Standards Community Already Working on Related Projects

New York, Nov 14, 2002

On Tuesday, Congress put the final touches on the "Cyber Security Research and Development Act" (H.R. 3394), legislation aimed at improving the nation's cyber security. According to Rep. Sherwood Boehlert, R-NY, chairman of the House Science Committee and sponsor of the legislation, the Act will greatly expand federal funding for cyber security research and education. Following a voice vote in the House, the measure was authorized to go to the White House for the president's signature. It had already been approved by the Senate.

If approved by the president, the legislation will allocate more than $903 million in grants over five years to federal agencies, industry and universities to ensure that the U.S. is better prepared to prevent and combat terrorist attacks on private and government computers. The National Science Foundation (NSF) will be tasked with establishing new cyber security research centers, undergraduate program grants, community college grants and fellowships. The National Institute of Standards and Technology (NIST), an ANSI member, will be called upon to establish new programs for partnerships between academia and industry.

As an example, the InterNational Committee for Information Technology Standards (INCITS), an ANSI-accredited standards developer, recently partnered with the Communications Security Establishment of the Government of Canada to jointly produce a new work item proposal for producing an international standard specifying security requirements for cryptographic modules at one of four different levels of security.
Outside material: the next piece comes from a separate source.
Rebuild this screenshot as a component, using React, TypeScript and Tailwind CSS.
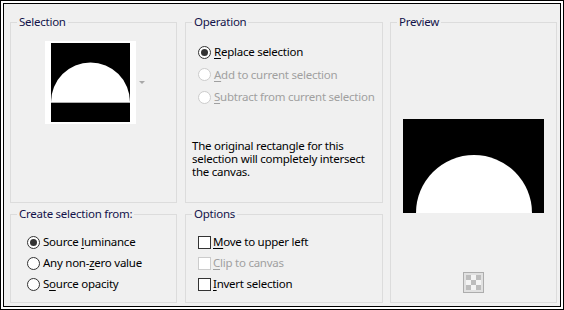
import React from 'react';

const font = { fontFamily: '"Noto Sans", "Liberation Sans", sans-serif' };

function Group({ title, className, children }: { title: string; className: string; children?: React.ReactNode }) {
  return (
    <fieldset className={`border border-[#dcdcdc] m-0 p-0 min-w-0 ${className}`}>
      <legend className="ml-[6px] px-[2px] text-[11.5px] tracking-[-0.25px] leading-[16px] text-[#13134a]">{title}</legend>
      {children}
    </fieldset>
  );
}

function Radio({ checked, disabled, label, u }: { checked?: boolean; disabled?: boolean; label: string; u: number }) {
  return (
    <div className="flex items-center gap-[3px]">
      <span
        className={`w-[13px] h-[13px] rounded-full border bg-white flex items-center justify-center shrink-0 ${
          disabled ? 'border-[#cccccc]' : 'border-[#333333]'
        }`}
      >
        {checked && <span className="w-[7px] h-[7px] rounded-full bg-[#333333]" />}
      </span>
      <Label text={label} u={u} disabled={disabled} />
    </div>
  );
}

function Check({ disabled, label, u }: { disabled?: boolean; label: string; u: number }) {
  return (
    <div className="flex items-center gap-[2px]">
      <span className={`w-[13px] h-[13px] border bg-white shrink-0 ${disabled ? 'border-[#cccccc]' : 'border-[#333333]'}`} />
      <Label text={label} u={u} disabled={disabled} />
    </div>
  );
}

function Label({ text, u, disabled }: { text: string; u: number; disabled?: boolean }) {
  return (
    <span
      className={`text-[11.5px] tracking-[-0.25px] leading-[16px] whitespace-nowrap ${
        disabled ? 'text-[#a0a0a0]' : 'text-black'
      }`}
    >
      {text.slice(0, u)}
      <span className="underline underline-offset-[2px]">{text[u]}</span>
      {text.slice(u + 1)}
    </span>
  );
}

export default function App() {
  return (
    <div className="w-[564px] h-[310px] border border-black bg-white p-[2px]" style={font}>
      <div className="w-full h-full border border-black bg-[#f0f0f0] flex pl-[6px] pt-[10px]">
        <div className="flex flex-col gap-[3px] w-[167px]">
          <Group title="Selection" className="h-[189px]">
            <div className="flex items-center gap-[3px] ml-[34px] mt-[11px]">
              <div className="w-[91px] h-[83px] bg-white pl-[6px] pt-[2px]">
                <svg width="79" height="79" viewBox="0 0 79 79">
                  <rect width="79" height="79" fill="#000" />
                  <path d="M0 59 A39.5 39.5 0 0 1 79 59 Z" fill="#fff" />
                  <line x1="0" y1="59.5" x2="79" y2="59.5" stroke="#b0b0b0" strokeWidth="1" />
                </svg>
              </div>
              <svg width="6" height="4" viewBox="0 0 6 4">
                <path d="M0 0 H6 L3 3 Z" fill="#a8a8a8" />
              </svg>
            </div>
          </Group>
          <Group title="Create selection from:" className="h-[97px]">
            <div className="flex flex-col pl-[16px] mt-[9.5px]">
              <div className="h-[21px] flex items-center"><Radio checked label="Source luminance" u={7} /></div>
              <div className="h-[21px] flex items-center"><Radio label="Any non-zero value" u={8} /></div>
              <div className="h-[21px] flex items-center"><Radio label="Source opacity" u={1} /></div>
            </div>
          </Group>
        </div>

        <div className="flex flex-col gap-[3px] w-[198px] ml-[8px]">
          <Group title="Operation" className="h-[189px]">
            <div className="flex flex-col pl-[12px] mt-[11px]">
              <div className="h-[22.5px] flex items-center"><Radio checked label="Replace selection" u={0} /></div>
              <div className="h-[22.5px] flex items-center"><Radio disabled label="Add to current selection" u={0} /></div>
              <div className="h-[22.5px] flex items-center"><Radio disabled label="Subtract from current selection" u={0} /></div>
            </div>
            <p className="pl-[6px] mt-[30px] text-[11.5px] tracking-[-0.25px] leading-[13px] text-black">
              The original rectangle for this
              <br />
              selection will completely intersect
              <br />
              the canvas.
            </p>
          </Group>
          <Group title="Options" className="h-[97px]">
            <div className="flex flex-col pl-[12px] mt-[9.5px]">
              <div className="h-[21px] flex items-center"><Check label="Move to upper left" u={0} /></div>
              <div className="h-[21px] flex items-center"><Check disabled label="Clip to canvas" u={0} /></div>
              <div className="h-[21px] flex items-center"><Check label="Invert selection" u={0} /></div>
            </div>
          </Group>
        </div>

        <div className="w-[167px] ml-[7px]">
          <Group title="Preview" className="h-[289px]">
            <div className="flex flex-col items-center">
              <svg width="141" height="94" viewBox="0 0 141 94" className="mt-[89px]">
                <rect width="141" height="94" fill="#000" />
                <circle cx="71" cy="94" r="58" fill="#fff" />
              </svg>
              <div className="mt-[59px] w-[21px] h-[21px] border border-[#adadad] bg-[#e1e1e1] flex items-center justify-center">
                <svg width="15" height="15" viewBox="0 0 15 15">
                  <rect width="15" height="15" fill="#f4f4f4" />
                  <rect x="0" y="0" width="5" height="5" fill="#bdbdbd" />
                  <rect x="10" y="0" width="5" height="5" fill="#bdbdbd" />
                  <rect x="5" y="5" width="5" height="5" fill="#bdbdbd" />
                  <rect x="0" y="10" width="5" height="5" fill="#bdbdbd" />
                  <rect x="10" y="10" width="5" height="5" fill="#bdbdbd" />
                </svg>
              </div>
            </div>
          </Group>
        </div>
      </div>
    </div>
  );
}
INCITS Technical Committee T4 and the Communications Security Establishment of the Government of Canada will each supply a co-editor for this international project.

According to an October 30 INCITS press release, the proposed initial Working Draft for the standard is a rewritten version of a National Institute of Standards and Technology (NIST) document called "Security Requirements for Cryptographic Modules."

"In IT, there is an ever-increasing need to use cryptographic mechanisms for the protection of data against unauthorized disclosure or modification, for entity authentication, and for non-repudiation functions," said Dr. Rowena Chester Research Professor at the University of Tennessee and Chair of T4. "The security and reliability of such mechanisms are directly dependent on the cryptographic modules in which they are implemented."

NIST officials have also reported that the agency is stepping forward with new draft guidelines to help protect federal agencies, the private sector and the military against cyberattacks.1 The NIST report, Guidelines for the Security Certification and Accreditation of Federal Information Technology Systems, details a systematic way to assess the security level of entire computer systems, including extensive computer networks.2 The guidelines create consistent, comparable evaluations of computer systems by detailing a standard process for agencies to use and include a hierarchy to organize security controls for confidentiality, data integrity and availability.

In the spring of 2003, NIST plans to hold an exploratory workshop to study the needs of federal agencies for and the feasibility of developing a voluntary testing regime to assess the technical competence of third parties in conducting the detailed computer security reviews covered in the report.